AIM OF THE EXERCISE: Look through the material below. Copy each line that contains the string "this".
• • • • •
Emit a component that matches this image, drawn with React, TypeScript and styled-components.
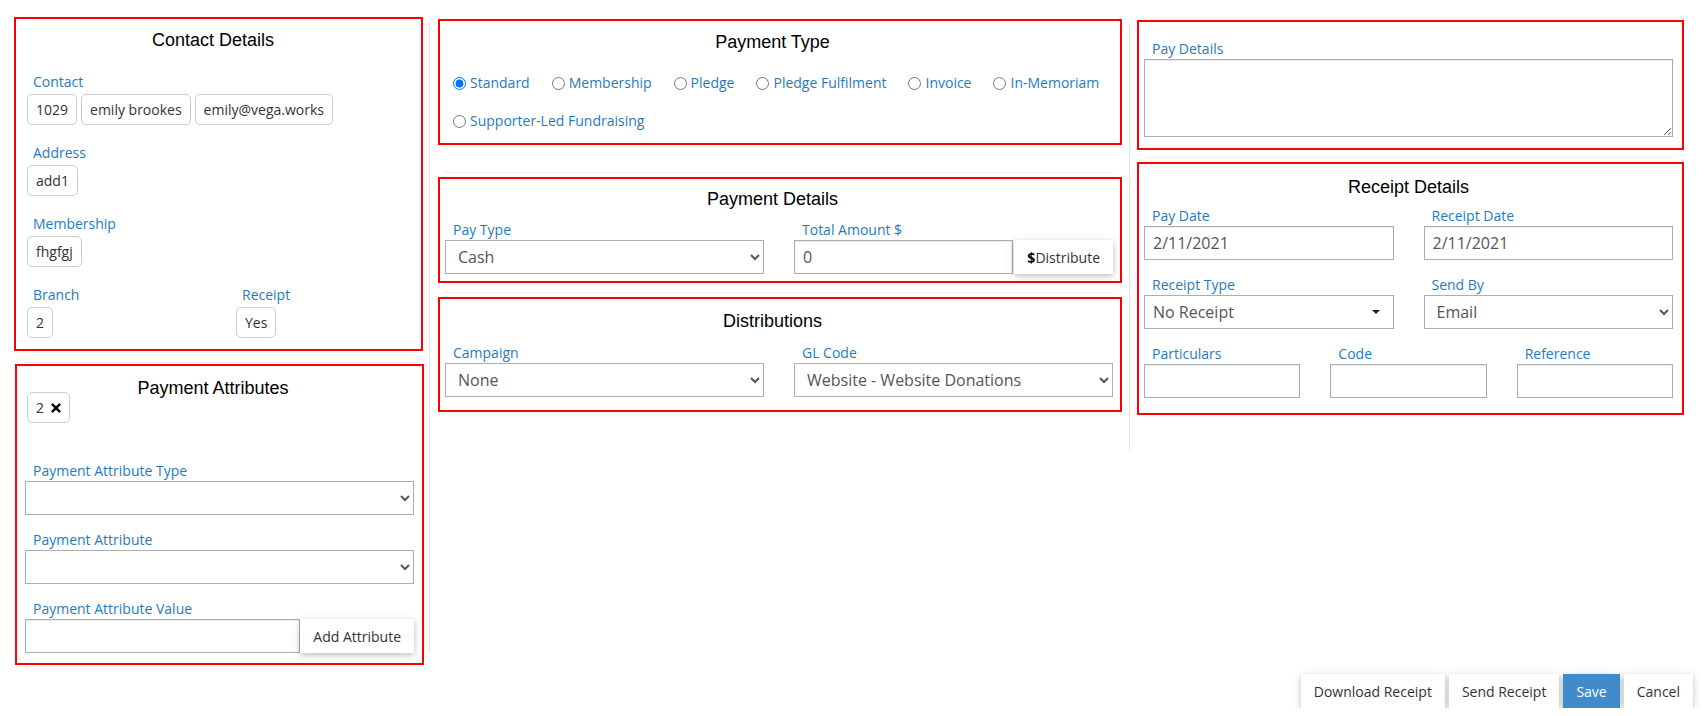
import React from "react";
import styled, { createGlobalStyle, css } from "styled-components";

const GlobalStyle = createGlobalStyle`
  * {
    box-sizing: border-box;
  }

  body {
    margin: 0;
    background: #fff;
    font-family: "Open Sans", "Liberation Sans", sans-serif;
    font-size: 14px;
    color: #333;
  }
`;

const Page = styled.div`
  width: 1708px;
`;

const Columns = styled.div`
  display: flex;
  align-items: flex-start;
`;

const Column = styled.div<{
  $width: number;
  $top: number;
  $bottom?: number;
  $divider?: boolean;
  $lineBottom?: number;
}>`
  position: relative;
  width: ${(p) => p.$width}px;
  padding-top: ${(p) => p.$top}px;
  padding-bottom: ${(p) => p.$bottom ?? 0}px;

  ${(p) =>
    p.$divider &&
    css`
      &::after {
        content: "";
        position: absolute;
        top: 24px;
        bottom: ${p.$lineBottom ?? 0}px;
        right: 0;
        width: 1px;
        background: #e6e6e6;
      }
    `}
`;

const Section = styled.section<{ $left: number; $width: number; $pad: string }>`
  margin-left: ${(p) => p.$left}px;
  width: ${(p) => p.$width}px;
  border: 2px solid #ff0000;
  padding: ${(p) => p.$pad};
`;

const Rule = styled.hr<{ $m: string; $w: number }>`
  margin: ${(p) => p.$m};
  width: ${(p) => p.$w}px;
  border: 0;
  border-top: 1px solid #eee;
`;

const Title = styled.h3<{ $gap: number; $shift?: number }>`
  margin: 0 0 ${(p) => p.$gap}px;
  padding-right: ${(p) => p.$shift ?? 0}px;
  font-family: "Liberation Sans", Arial, sans-serif;
  font-size: 18px;
  font-weight: normal;
  line-height: 22px;
  color: #000;
  text-align: center;
`;

const Label = styled.label`
  display: block;
  padding-left: 8px;
  font-size: 14px;
  line-height: 20px;
  color: #1f7bc0;
`;

const Field = styled.div<{ $gap?: number; $mt?: number }>`
  margin-top: ${(p) => p.$mt ?? 0}px;
  margin-bottom: ${(p) => p.$gap ?? 15}px;
`;

const Grid = styled.div<{ $cols: string; $gap?: number }>`
  display: grid;
  grid-template-columns: ${(p) => p.$cols};
  column-gap: ${(p) => p.$gap ?? 30}px;
`;

const ChipRow = styled.div<{ $mt?: number }>`
  display: flex;
  margin-top: ${(p) => p.$mt ?? 2}px;
`;

const Chip = styled.span`
  display: inline-flex;
  align-items: center;
  gap: 7px;
  height: 31px;
  margin: 0 2px;
  padding: 0 8px;
  border: 1px solid #ccc;
  border-radius: 5px;
  font-size: 14px;
  color: #333;
  white-space: nowrap;
`;

const controlBase = css`
  display: block;
  width: 100%;
  height: 34px;
  padding: 0 8px;
  border: 1px solid #adadad;
  border-radius: 0;
  background: #fff;
  font-family: "Open Sans", sans-serif;
  font-size: 16px;
  color: #555;
  outline: none;
`;

const TextInput = styled.input`
  ${controlBase}
  box-shadow: inset 0 1px 1px rgba(0, 0, 0, 0.075);
`;

const Select = styled.select`
  ${controlBase}
`;

const TextArea = styled.textarea`
  ${controlBase}
  height: 78px;
  resize: vertical;
  box-shadow: inset 0 1px 1px rgba(0, 0, 0, 0.075);
`;

const Dropdown = styled.div`
  ${controlBase}
  display: flex;
  align-items: center;
  justify-content: space-between;
  padding-right: 13px;
  cursor: pointer;
`;

const InputGroup = styled.div<{ $gap?: number }>`
  display: flex;
  gap: ${(p) => p.$gap ?? 0}px;

  ${TextInput} {
    flex: 1;
  }
`;

const RaisedButton = styled.button<{ $primary?: boolean }>`
  flex: none;
  height: 34px;
  padding: 0 13px;
  border: none;
  border-radius: 0;
  background: ${(p) => (p.$primary ? "#428bca" : "#fff")};
  color: ${(p) => (p.$primary ? "#fff" : "#333")};
  font-family: "Open Sans", sans-serif;
  font-size: 14px;
  white-space: nowrap;
  box-shadow: 0 2px 5px 0 rgba(0, 0, 0, 0.16), 0 2px 10px 0 rgba(0, 0, 0, 0.12);
  cursor: pointer;

  b {
    color: #000;
  }
`;

const RadioGroup = styled.div`
  display: flex;
  flex-wrap: wrap;
  column-gap: 22px;
  row-gap: 18px;
  padding-left: 8px;
`;

const RadioOption = styled.label`
  display: inline-flex;
  align-items: center;
  font-size: 14px;
  line-height: 20px;
  color: #1f7bc0;
  white-space: nowrap;

  input {
    width: 13px;
    height: 13px;
    margin: 0 4px 0 0;
  }
`;

const Actions = styled.div`
  display: flex;
  justify-content: flex-end;
  gap: 4px;
  margin-top: 9px;
  padding-right: 15px;
`;

const RemoveIcon = () => (
  <svg width="10" height="10" viewBox="0 0 10 10">
    <path
      d="M1.6 1.6l6.8 6.8M8.4 1.6l-6.8 6.8"
      stroke="#000"
      strokeWidth="2.4"
      strokeLinecap="round"
    />
  </svg>
);

const Caret = () => (
  <svg width="8" height="4" viewBox="0 0 8 4">
    <path d="M0 0h8L4 4z" fill="#222" />
  </svg>
);

const paymentTypes = [
  "Standard",
  "Membership",
  "Pledge",
  "Pledge Fulfilment",
  "Invoice",
  "In-Memoriam",
  "Supporter-Led Fundraising",
];

const App: React.FC = () => {
  return (
    <Page>
      <GlobalStyle />
      <Columns>
        <Column $width={430} $top={17} $divider $lineBottom={12}>
          <Section $left={14} $width={409} $pad="10px 7px 11px 9px">
            <Title $gap={21} $shift={13}>
              Contact Details
            </Title>
            <Field $gap={18}>
              <Label>Contact</Label>
              <ChipRow>
                <Chip>1029</Chip>
                <Chip>emily brookes</Chip>
                <Chip>emily@vega.works</Chip>
              </ChipRow>
            </Field>
            <Field $gap={18}>
              <Label>Address</Label>
              <ChipRow>
                <Chip>add1</Chip>
              </ChipRow>
            </Field>
            <Field $gap={18}>
              <Label>Membership</Label>
              <ChipRow>
                <Chip>fhgfgj</Chip>
              </ChipRow>
            </Field>
            <Grid $cols="209px 1fr" $gap={0}>
              <Field $gap={0}>
                <Label>Branch</Label>
                <ChipRow>
                  <Chip>2</Chip>
                </ChipRow>
              </Field>
              <Field $gap={0}>
                <Label>Receipt</Label>
                <ChipRow>
                  <Chip>Yes</Chip>
                </ChipRow>
              </Field>
            </Grid>
          </Section>

          <Rule $m="11px 0 1px 25px" $w={388} />

          <Section $left={15} $width={409} $pad="11px 8px 10px 8px">
            <Title $gap={0} $shift={13}>
              Payment Attributes
            </Title>
            <ChipRow $mt={-7}>
              <Chip>
                2 <RemoveIcon />
              </Chip>
            </ChipRow>
            <Field $mt={38}>
              <Label>Payment Attribute Type</Label>
              <Select defaultValue="">
                <option value=""></option>
              </Select>
            </Field>
            <Field>
              <Label>Payment Attribute</Label>
              <Select defaultValue="">
                <option value=""></option>
              </Select>
            </Field>
            <Field $gap={0}>
              <Label>Payment Attribute Value</Label>
              <InputGroup>
                <TextInput defaultValue="" />
                <RaisedButton>Add Attribute</RaisedButton>
              </InputGroup>
            </Field>
          </Section>
        </Column>

        <Column $width={700} $top={19} $bottom={38} $divider>
          <Section $left={8} $width={684} $pad="10px 7px 12px 5px">
            <Title $gap={20} $shift={13}>
              Payment Type
            </Title>
            <RadioGroup>
              {paymentTypes.map((type, i) => (
                <RadioOption key={type}>
                  <input type="radio" name="paymentType" defaultChecked={i === 0} />
                  {type}
                </RadioOption>
              ))}
            </RadioGroup>
          </Section>

          <Rule $m="27px 0 4px 15px" $w={668} />

          <Section $left={8} $width={684} $pad="9px 7px 7px 5px">
            <Title $gap={10} $shift={13}>
              Payment Details
            </Title>
            <Grid $cols="1fr 1fr">
              <Field $gap={0}>
                <Label>Pay Type</Label>
                <Select defaultValue="Cash">
                  <option>Cash</option>
                  <option>Cheque</option>
                  <option>Credit Card</option>
                </Select>
              </Field>
              <Field $gap={0}>
                <Label>Total Amount $</Label>
                <InputGroup $gap={1}>
                  <TextInput defaultValue="0" />
                  <RaisedButton>
                    <b>$</b>Distribute
                  </RaisedButton>
                </InputGroup>
              </Field>
            </Grid>
          </Section>

          <Rule $m="9px 0 4px 15px" $w={668} />

          <Section $left={8} $width={684} $pad="11px 7px 13px 5px">
            <Title $gap={11} $shift={13}>
              Distributions
            </Title>
            <Grid $cols="1fr 1fr">
              <Field $gap={0}>
                <Label>Campaign</Label>
                <Select defaultValue="None">
                  <option>None</option>
                </Select>
              </Field>
              <Field $gap={0}>
                <Label>GL Code</Label>
                <Select defaultValue="Website - Website Donations">
                  <option>Website - Website Donations</option>
                </Select>
              </Field>
            </Grid>
          </Section>
        </Column>

        <Column $width={578} $top={20}>
          <Section $left={7} $width={547} $pad="17px 9px 11px 5px">
            <Label>Pay Details</Label>
            <TextArea />
          </Section>

          <Rule $m="7px 0 4px 14px" $w={529} />

          <Section $left={7} $width={547} $pad="12px 9px 15px 5px">
            <Title $gap={8}>Receipt Details</Title>
            <Grid $cols="1fr 1fr">
              <Field>
                <Label>Pay Date</Label>
                <TextInput defaultValue="2/11/2021" />
              </Field>
              <Field>
                <Label>Receipt Date</Label>
                <TextInput defaultValue="2/11/2021" />
              </Field>
              <Field>
                <Label>Receipt Type</Label>
                <Dropdown>
                  No Receipt
                  <Caret />
                </Dropdown>
              </Field>
              <Field>
                <Label>Send By</Label>
                <Select defaultValue="Email">
                  <option>Email</option>
                  <option>Post</option>
                </Select>
              </Field>
            </Grid>
            <Grid $cols="1fr 1fr 1fr">
              <Field $gap={0}>
                <Label>Particulars</Label>
                <TextInput />
              </Field>
              <Field $gap={0}>
                <Label>Code</Label>
                <TextInput />
              </Field>
              <Field $gap={0}>
                <Label>Reference</Label>
                <TextInput />
              </Field>
            </Grid>
          </Section>
        </Column>
      </Columns>

      <Actions>
        <RaisedButton>Download Receipt</RaisedButton>
        <RaisedButton>Send Receipt</RaisedButton>
        <RaisedButton $primary>Save</RaisedButton>
        <RaisedButton>Cancel</RaisedButton>
      </Actions>
    </Page>
  );
};

export default App;
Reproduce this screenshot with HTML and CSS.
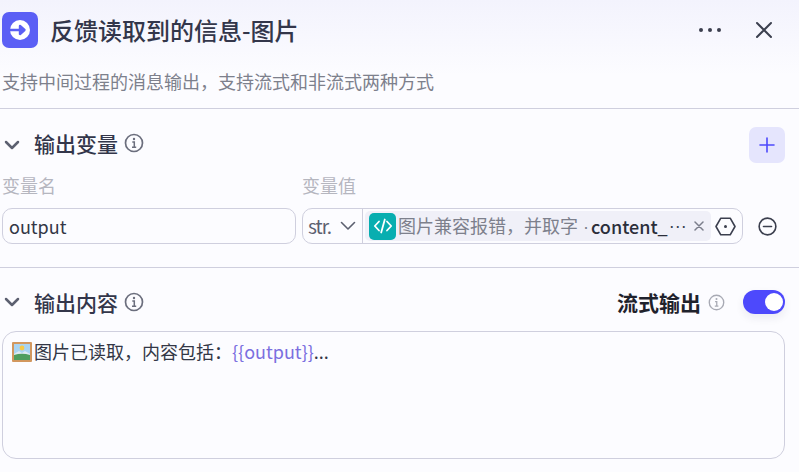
FILE: index.html
```html
<!DOCTYPE html>
<html lang="zh">
<head>
<meta charset="utf-8">
<title>反馈读取到的信息-图片</title>
<link rel="stylesheet" href="styles.css">
</head>
<body>
<div class="panel">
  <header class="top">
    <div class="title-row">
      <span class="node-icon">
        <svg width="36" height="36" viewBox="0 0 36 36"><circle cx="18" cy="18" r="10" fill="#fff"/><path d="M7.500 18H22M18 14l4.500 4-4.500 4z" fill="#5b5ff5" stroke="#5b5ff5" stroke-width="2.400" stroke-linejoin="round"/></svg>
      </span>
      <h1 class="title">反馈读取到的信息-图片</h1>
      <svg class="more" width="24" height="6" viewBox="0 0 24 6"><circle cx="3" cy="3" r="2"/><circle cx="12" cy="3" r="2"/><circle cx="21" cy="3" r="2"/></svg>
      <svg class="close" width="18" height="18" viewBox="0 0 18 18"><path d="M2 2l14 14M16 2L2 16" fill="none" stroke="#3b3f4e" stroke-width="2" stroke-linecap="round"/></svg>
    </div>
    <p class="desc">支持中间过程的消息输出，支持流式和非流式两种方式</p>
  </header>

  <section class="section first">
    <div class="sec-head">
      <svg class="chev" width="16" height="10" viewBox="0 0 16 10"><path d="M2 2l6 6 6-6" fill="none" stroke="#5c6070" stroke-width="2.500" stroke-linecap="round" stroke-linejoin="round"/></svg>
      <h2 class="sec-title">输出变量</h2>
      <svg class="info" width="20" height="20" viewBox="0 0 20 20"><circle cx="10" cy="10" r="8.500" fill="none" stroke="#6b6e7d" stroke-width="1.700"/><circle cx="10" cy="6" r="1.200" fill="#6b6e7d"/><path d="M8.300 9h2v5M8 14.200h4.200" fill="none" stroke="#6b6e7d" stroke-width="1.500"/></svg>
      <span class="spacer"></span>
      <button class="add" type="button"><svg width="16" height="16" viewBox="0 0 16 16"><path d="M8 1v14M1 8h14" stroke="#4d49fc" stroke-width="1.600" stroke-linecap="round"/></svg></button>
    </div>
    <div class="labels">
      <span class="label-name">变量名</span>
      <span class="label-value">变量值</span>
    </div>
    <div class="var-row">
      <div class="name-input">output</div>
      <div class="value-box">
        <div class="type-cell">
          <span class="type">str.</span>
          <svg width="16" height="10" viewBox="0 0 16 10"><path d="M1.500 1.500L8 8l6.500-6.500" fill="none" stroke="#5c6070" stroke-width="1.600" stroke-linecap="round" stroke-linejoin="round"/></svg>
        </div>
        <div class="tag">
          <span class="code-icon"><svg width="20" height="20" viewBox="0 0 20 20"><path d="M6 5.500L1.800 10 6 14.500M14 5.500l4.200 4.500-4.200 4.500M11.800 3.500L8.200 16.500" fill="none" stroke="#fff" stroke-width="1.800" stroke-linecap="round" stroke-linejoin="round"/></svg></span>
          <span class="tag-path">图片兼容报错，并取字<span class="sep">·</span></span>
          <span class="tag-var">content_</span>
          <span class="tag-dots">···</span>
          <svg class="tag-x" width="10" height="10" viewBox="0 0 10 10"><path d="M1 1l8 8M9 1L1 9" stroke="#7b7e8b" stroke-width="1.500" stroke-linecap="round"/></svg>
        </div>
        <svg class="hex" width="21" height="19" viewBox="0 0 21 19"><path d="M5.800 1.200h9.400l4.800 8.300-4.800 8.300H5.800L1 9.500z" fill="none" stroke="#3b3f4e" stroke-width="1.600" stroke-linejoin="round"/><circle cx="10.500" cy="9.500" r="1.500" fill="#3b3f4e"/></svg>
      </div>
      <svg class="minus" width="19" height="19" viewBox="0 0 20 20"><circle cx="10" cy="10" r="8.800" fill="none" stroke="#3b3f4e" stroke-width="1.700"/><path d="M5.800 10h8.400" stroke="#3b3f4e" stroke-width="1.700" stroke-linecap="round"/></svg>
    </div>
  </section>

  <section class="section second">
    <div class="sec-head">
      <svg class="chev" width="16" height="10" viewBox="0 0 16 10"><path d="M2 2l6 6 6-6" fill="none" stroke="#5c6070" stroke-width="2.500" stroke-linecap="round" stroke-linejoin="round"/></svg>
      <h2 class="sec-title">输出内容</h2>
      <svg class="info" width="20" height="20" viewBox="0 0 20 20"><circle cx="10" cy="10" r="8.500" fill="none" stroke="#6b6e7d" stroke-width="1.700"/><circle cx="10" cy="6" r="1.200" fill="#6b6e7d"/><path d="M8.300 9h2v5M8 14.200h4.200" fill="none" stroke="#6b6e7d" stroke-width="1.500"/></svg>
      <span class="spacer"></span>
      <span class="stream">流式输出</span>
      <svg class="info-small" width="17" height="17" viewBox="0 0 20 20"><circle cx="10" cy="10" r="8.500" fill="none" stroke="#a8aab4" stroke-width="1.600"/><circle cx="10" cy="6" r="1.200" fill="#a8aab4"/><path d="M8.300 9h2v5M8 14.200h4.200" fill="none" stroke="#a8aab4" stroke-width="1.500"/></svg>
      <span class="toggle"><span class="knob"></span></span>
    </div>
    <div class="editor">
      <svg class="pic" width="20" height="20" viewBox="0 0 20 20"><rect width="20" height="20" rx="1" fill="#d2975e"/><rect x="2" y="2" width="16" height="16" fill="#a9d4f2"/><circle cx="10" cy="6" r="2.400" fill="#f7c948"/><path d="M2 12l5-3 3 2 3-2 5 3v2H2z" fill="#dfeaf2"/><path d="M2 18v-5q8-2.500 16 0v5z" fill="#4f9e5f"/></svg>
      <span>图片已读取，内容包括：</span><span class="tpl">{{output}}</span><span>...</span>
    </div>
  </section>
</div>
</body>
</html>
```

FILE: styles.css
```css
* { box-sizing: border-box; }
html, body { margin: 0; height: 100%; }
body {
  font-family: "Noto Sans CJK SC", "Noto Sans", sans-serif;
  background: linear-gradient(180deg, #f3f3fd 0, #fcfcff 75px, #fcfcff 100%);
  color: #2b2e3a;
  overflow: hidden;
}
.panel { width: 799px; height: 472px; }

.top { height: 109px; padding: 12px 26px 0 2px; border-bottom: 1px solid #cfcfde; }
.title-row { display: flex; align-items: center; height: 36px; }
.node-icon {
  width: 36px; height: 36px; border-radius: 7px; background: #5b5ff5;
  display: flex; flex: none;
}
.title { margin: 0 0 0 12px; font-size: 24px; line-height: 36px; font-weight: 500; color: #33364a; flex: 1; }
.more { fill: #3b3f4e; margin-right: 33px; }
.desc { margin: 20px 0 0; font-size: 18px; line-height: 26px; color: #7d808c; }

.section { padding: 18px 14px 0 2px; }
.first { height: 159px; border-bottom: 1px solid #cfcfde; }
.second { padding-top: 16px; }

.sec-head { display: flex; align-items: center; height: 36px; }
.chev { margin-left: 2px; flex: none; }
.sec-title { margin: 0 0 0 14px; font-size: 21px; line-height: 36px; font-weight: 500; color: #33364a; }
.first .sec-title, .first .info { margin-bottom: 4px; }
.info { margin-left: 6px; }
.spacer { flex: 1; }
.add {
  width: 36px; height: 36px; padding: 0; border: 0; border-radius: 7px; background: #e5e5fd;
  display: flex; align-items: center; justify-content: center;
}

.labels { display: flex; height: 26px; margin-top: 9px; font-size: 18px; line-height: 26px; color: #b5b6bf; }
.label-name { width: 300px; }

.var-row { display: flex; align-items: center; margin-top: 10px; height: 36px; }
.name-input {
  width: 294px; height: 36px; padding: 0 6px; border: 1px solid #cfcfde; border-radius: 10px;
  font-size: 18px; line-height: 34px; color: #333746;
}
.value-box {
  width: 441px; height: 36px; margin-left: 6px; border: 1px solid #cfcfde; border-radius: 10px;
  display: flex; align-items: center;
}
.type-cell {
  width: 60px; height: 34px; padding: 0 0 0 5px; border-right: 1px solid #cfcfde;
  display: flex; align-items: center; gap: 9px; flex: none;
}
.type { font-size: 19px; line-height: 34px; color: #5c6070; letter-spacing: -1px; }
.tag {
  width: 346px; height: 30px; margin-left: 2px; padding: 0 7px 0 4px; border-radius: 5px; background: #f0f0f8;
  display: flex; align-items: center; flex: none;
}
.code-icon {
  width: 27px; height: 27px; border-radius: 5px; background: #08aeb0; flex: none;
  display: flex; align-items: center; justify-content: center;
}
.tag-path { margin-left: 2px; font-size: 18px; line-height: 26px; color: #7d808c; white-space: nowrap; }
.sep { margin-left: 5px; font-family: "Liberation Sans", sans-serif; }
.tag-var { margin-left: 2px; font-size: 18px; line-height: 26px; font-weight: 500; color: #2b2e3a; }
.tag-dots { margin-left: 1px; font-family: "Liberation Sans", sans-serif; font-size: 18px; line-height: 26px; font-weight: 400; color: #3b3f4e; flex: 1; }
.tag-x { flex: none; }
.hex { margin-left: 4px; flex: none; }
.minus { margin-left: 15px; flex: none; }

.stream { font-size: 21px; line-height: 30px; font-weight: 700; color: #1f222c; }
.info-small { margin-left: 7px; }
.toggle {
  width: 42px; height: 24px; margin-left: 18px; border-radius: 12px; background: #4d49fc; padding: 3px 2px 3px 3px;
  display: flex; justify-content: flex-end; box-shadow: 0 4px 8px rgba(40, 40, 80, 0.08);
}
.knob { width: 18px; height: 18px; border-radius: 50%; background: #fff; }

.editor {
  width: 783px; height: 128px; margin-top: 11px; padding: 6px 9px; border: 1px solid #cfcfde; border-radius: 14px;
  display: flex; align-items: flex-start; font-size: 18px; line-height: 26px; color: #333746;
}
.pic { margin: 4px 2px 0 0; flex: none; }
.tpl { color: #7b6fe0; }
```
• • • • •
PROBLEM SOLUTION:
Emit a component that matches this image, drawn with React, TypeScript and styled-components.
Reproduce this screenshot with HTML and CSS.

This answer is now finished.